Supervised learning problems with side information in the form of a network arise frequently in applications in genomics, proteomics and neuroscience. For example, in genetic applications, the network side information can accurately capture background biological information on the intricate relations among the relevant genes. In this paper, we initiate a study of Bayes optimal learning in high-dimensional linear regression with network side information. To this end, we first introduce a simple generative model (called the Reg-Graph model) which posits a joint distribution for the supervised data and the observed network through a common set of latent parameters. Next, we introduce an iterative algorithm based on Approximate Message Passing (AMP) which is provably Bayes optimal under very general conditions. In addition, we characterize the limiting mutual information between the latent signal and the data observed, and thus precisely quantify the statistical impact of the network side information. Finally, supporting numerical experiments suggest that the introduced algorithm has excellent performance in finite samples.

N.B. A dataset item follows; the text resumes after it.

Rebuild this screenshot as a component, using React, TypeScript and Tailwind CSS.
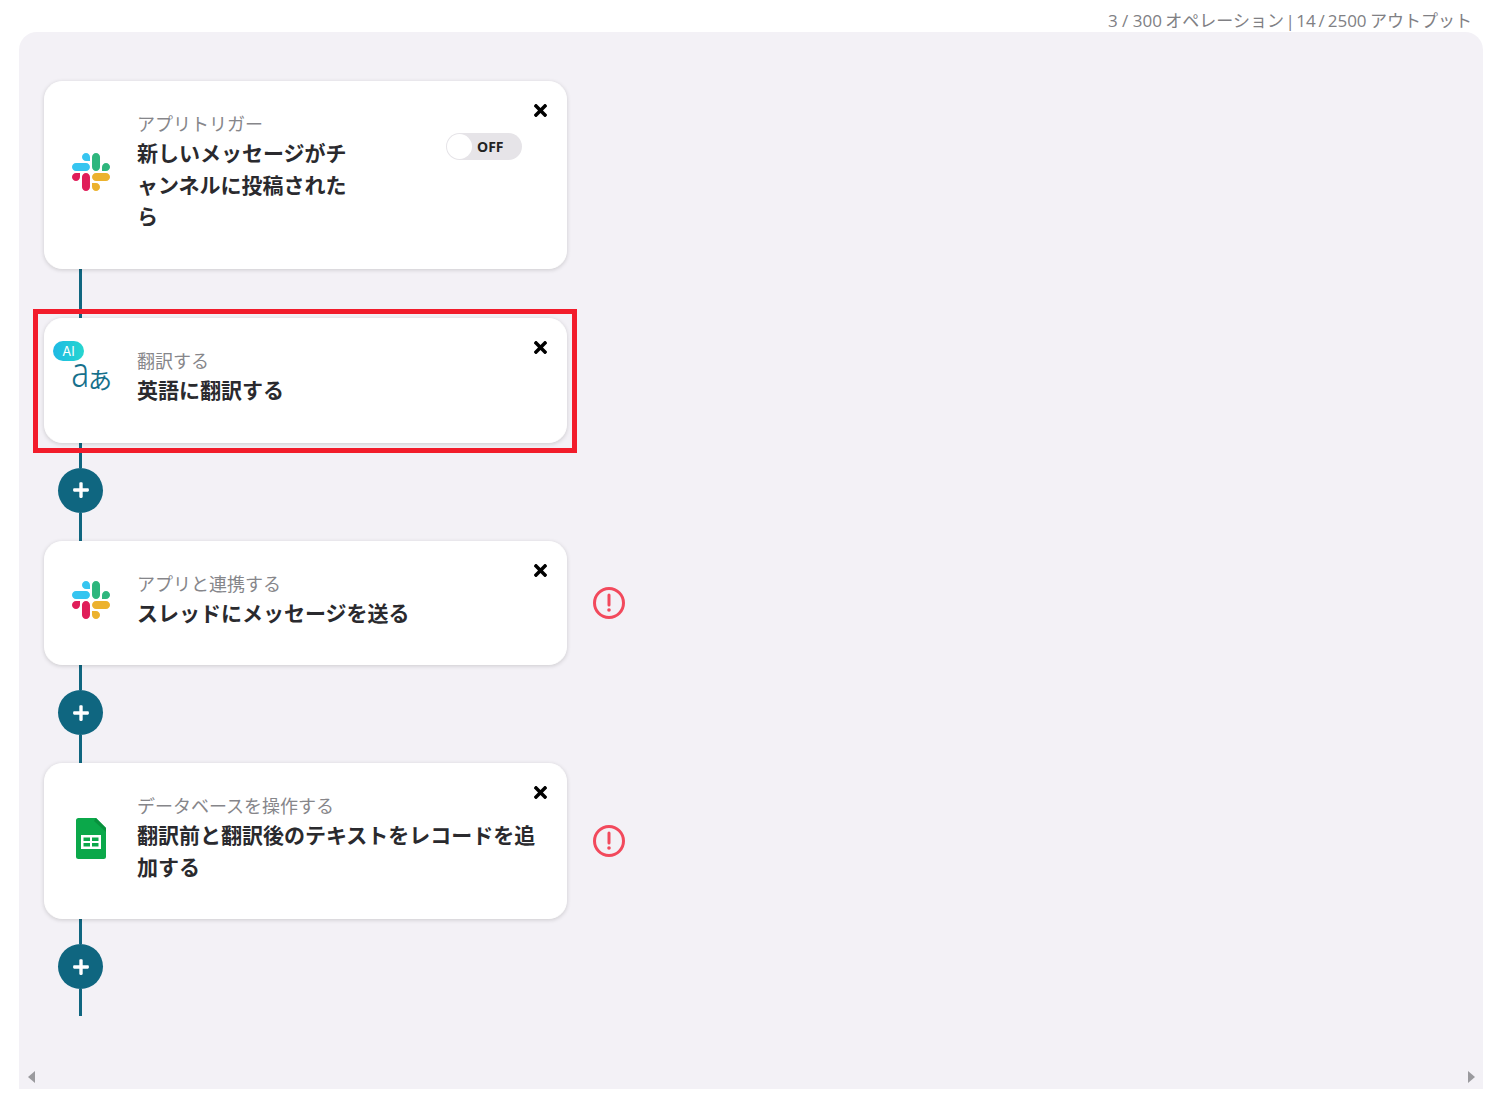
import { FaPlus, FaTimes } from "react-icons/fa";
import type { ReactNode } from "react";

const SlackLogo = () => (
    <svg className="w-[38px] h-[38px]" viewBox="0 0 122.8 122.8">
        <path fill="#E01E5A" d="M25.8 77.6c0 7.1-5.8 12.9-12.9 12.9S0 84.7 0 77.6s5.8-12.9 12.9-12.9h12.9v12.9z" />
        <path fill="#E01E5A" d="M32.3 77.6c0-7.1 5.8-12.9 12.9-12.9s12.9 5.8 12.9 12.9v32.3c0 7.1-5.8 12.9-12.9 12.9s-12.9-5.8-12.9-12.9V77.6z" />
        <path fill="#36C5F0" d="M45.2 25.8c-7.1 0-12.9-5.8-12.9-12.9S38.1 0 45.2 0s12.9 5.8 12.9 12.9v12.9H45.2z" />
        <path fill="#36C5F0" d="M45.2 32.3c7.1 0 12.9 5.8 12.9 12.9s-5.8 12.9-12.9 12.9H12.9C5.8 58.1 0 52.3 0 45.2s5.8-12.9 12.9-12.9h32.3z" />
        <path fill="#2EB67D" d="M97 45.2c0-7.1 5.8-12.9 12.9-12.9s12.9 5.8 12.9 12.9-5.8 12.9-12.9 12.9H97V45.2z" />
        <path fill="#2EB67D" d="M90.5 45.2c0 7.1-5.8 12.9-12.9 12.9s-12.9-5.8-12.9-12.9V12.9C64.7 5.8 70.5 0 77.6 0s12.9 5.8 12.9 12.9v32.3z" />
        <path fill="#ECB22E" d="M77.6 97c7.1 0 12.9 5.8 12.9 12.9s-5.8 12.9-12.9 12.9-12.9-5.8-12.9-12.9V97h12.9z" />
        <path fill="#ECB22E" d="M77.6 90.5c-7.1 0-12.9-5.8-12.9-12.9s5.8-12.9 12.9-12.9h32.3c7.1 0 12.9 5.8 12.9 12.9s-5.8 12.9-12.9 12.9H77.6z" />
    </svg>
);

const SheetsLogo = () => (
    <svg className="w-[30px] h-[41px] ml-1" viewBox="0 0 30 41">
        <path fill="#0BA84A" d="M2.5 0H20l10 10v28.5a2.5 2.5 0 0 1-2.5 2.5h-25A2.5 2.5 0 0 1 0 38.500v-36A2.500 2.500 0 0 1 2.500 0z" />
        <path fill="#08913D" d="M20 0l10 10v4L18 3z" />
        <path fill="#fff" fillRule="evenodd" d="M5 17h20v14H5zM7.500 19.500v3.500h6.500v-3.500zM16 19.500v3.500h6.500v-3.500zM7.500 25v3.500h6.500v-3.500zM16 25v3.500h6.500v-3.500z" />
    </svg>
);

const TranslateIcon = () => (
    <div className="relative w-[38px] h-[38px] text-[#16708c]">
        <span className="absolute -left-[3px] -top-[9px] text-[42px] leading-none font-light scale-x-[0.8] font-['Noto_Sans',sans-serif]">a</span>
        <span className="absolute left-[16px] top-[8px] text-[24px] leading-none font-['Noto_Sans_CJK_JP',sans-serif]">あ</span>
    </div>
);

const ErrorIcon = () => (
    <svg className="w-8 h-8 ml-[26px]" viewBox="0 0 32 32" fill="none">
        <circle cx="16" cy="16" r="14.500" stroke="#F2495C" strokeWidth="3" />
        <path d="M16 8v10" stroke="#F2495C" strokeWidth="3" strokeLinecap="round" />
        <circle cx="16" cy="23" r="1.800" fill="#F2495C" />
    </svg>
);

const Line = ({ height }: { height: string }) => (
    <div className={`w-[3px] bg-[#0f6680] ml-[35px] ${height}`} />
);

const AddStep = ({ bottom }: { bottom: string }) => (
    <div className="flex flex-col">
        <Line height="h-[25px]" />
        <button className="w-[45px] h-[45px] ml-[14px] rounded-full bg-[#0f6680] flex items-center justify-center text-white">
            <FaPlus size={18} />
        </button>
        <Line height={bottom} />
    </div>
);

type StepCardProps = {
    icon: ReactNode;
    label: string;
    title: ReactNode;
    titleWidth?: string;
    children?: ReactNode;
};

const StepCard = ({ icon, label, title, titleWidth = "w-[410px]", children }: StepCardProps) => (
    <div className="relative flex w-[523px] pt-[27px] pb-[36px] pl-[27px] bg-white rounded-[18px] border border-white shadow-[0_1px_4px_rgba(0,0,0,0.16)]">
        <div className="self-center w-[38px] mt-[4px] mr-[27px] shrink-0">{icon}</div>
        <div className={`${titleWidth} shrink-0`}>
            <div className="text-[18px] leading-[29px] text-[#86868a]">{label}</div>
            <div className="-mt-px text-[21px] leading-[31.500px] font-bold text-[#2a2a2e]">{title}</div>
        </div>
        {children}
        <FaTimes className="absolute top-[19px] right-[16px] text-black" size={19} />
    </div>
);

export default function App() {
    return (
        <div className="w-[1503px] h-[1113px] bg-white overflow-hidden font-['Noto_Sans_CJK_JP','Noto_Sans',sans-serif]">
            <div className="h-8 pr-[31px] text-right text-[17px] leading-[42px] text-[#808084] font-['Open_Sans','Noto_Sans_CJK_JP',sans-serif]">
                3 / 300<span className="ml-[-1px]"> オペレーション</span>
                <span className="[word-spacing:-3px]"> | </span>
                <span className="[word-spacing:-1.500px]">14 / 2500</span>
                <span className="ml-[-1px]"> アウトプット</span>
            </div>
            <div className="ml-[19px] mr-5 h-[1057px] bg-[#f3f1f6] rounded-t-[18px] pt-[49px] pl-[25px] relative">
                <StepCard
                    icon={<SlackLogo />}
                    label="アプリトリガー"
                    title={<>新しいメッセージがチ<br />ャンネルに投稿された<br />ら</>}
                    titleWidth="w-[220px]"
                >
                    <div className="self-start mt-[24px] ml-[89px] w-[76px] h-[27px] rounded-full bg-[#e6e4e8] flex items-center">
                        <div className="w-[25px] h-[25px] ml-[1px] rounded-full bg-white" />
                        <span className="ml-[5px] text-[14px] font-bold text-[#222] font-['Open_Sans',sans-serif]">OFF</span>
                    </div>
                </StepCard>
                <Line height="h-[49.500px]" />
                <div className="relative w-[523px]">
                    <StepCard icon={<TranslateIcon />} label="翻訳する" title="英語に翻訳する" />
                    <span className="absolute left-[9px] top-[23px] w-[31px] h-5 rounded-full bg-gradient-to-r from-[#1fb9e4] to-[#27d6cf] text-white text-[13px] leading-5 text-center font-['Inter',sans-serif]">AI</span>
                    <div className="absolute -left-[11px] -top-[9px] -right-[10px] -bottom-[10px] border-[5px] border-[#f21c2b]" />
                </div>
                <AddStep bottom="h-[28px]" />
                <div className="flex items-center">
                    <StepCard icon={<SlackLogo />} label="アプリと連携する" title="スレッドにメッセージを送る" />
                    <ErrorIcon />
                </div>
                <AddStep bottom="h-[28px]" />
                <div className="flex items-center">
                    <StepCard icon={<SheetsLogo />} label="データベースを操作する" title="翻訳前と翻訳後のテキストをレコードを追加する" titleWidth="w-[400px]" />
                    <ErrorIcon />
                </div>
                <AddStep bottom="h-[27px]" />
                <div className="absolute left-[9px] bottom-[6px] w-0 h-0 border-y-[6px] border-y-transparent border-r-[7px] border-r-[#9a9a9e]" />
                <div className="absolute right-[8px] bottom-[6px] w-0 h-0 border-y-[6px] border-y-transparent border-l-[7px] border-l-[#9a9a9e]" />
            </div>
        </div>
    );
}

翻译：在基因组学、蛋白质组学和神经科学等应用中，频繁出现伴随网络形式边信息的监督学习问题。例如，在遗传学应用中，网络边信息能够精确捕捉相关基因间复杂关系的背景生物学信息。本文首次系统研究了带有网络边信息的高维线性回归中的贝叶斯最优学习问题。为此，我们首先引入一个简单的生成模型（称为Reg-Graph模型），该模型通过一组共同潜在参数对监督数据与观测网络建立联合分布。随后，我们提出一种基于近似消息传递的迭代算法，该算法在极一般条件下具有可证明的贝叶斯最优性。此外，我们刻画了潜在信号与观测数据之间的极限互信息，从而精确定量评估网络边信息的统计影响。最后，支持性数值实验表明，该算法在有限样本下具有卓越性能。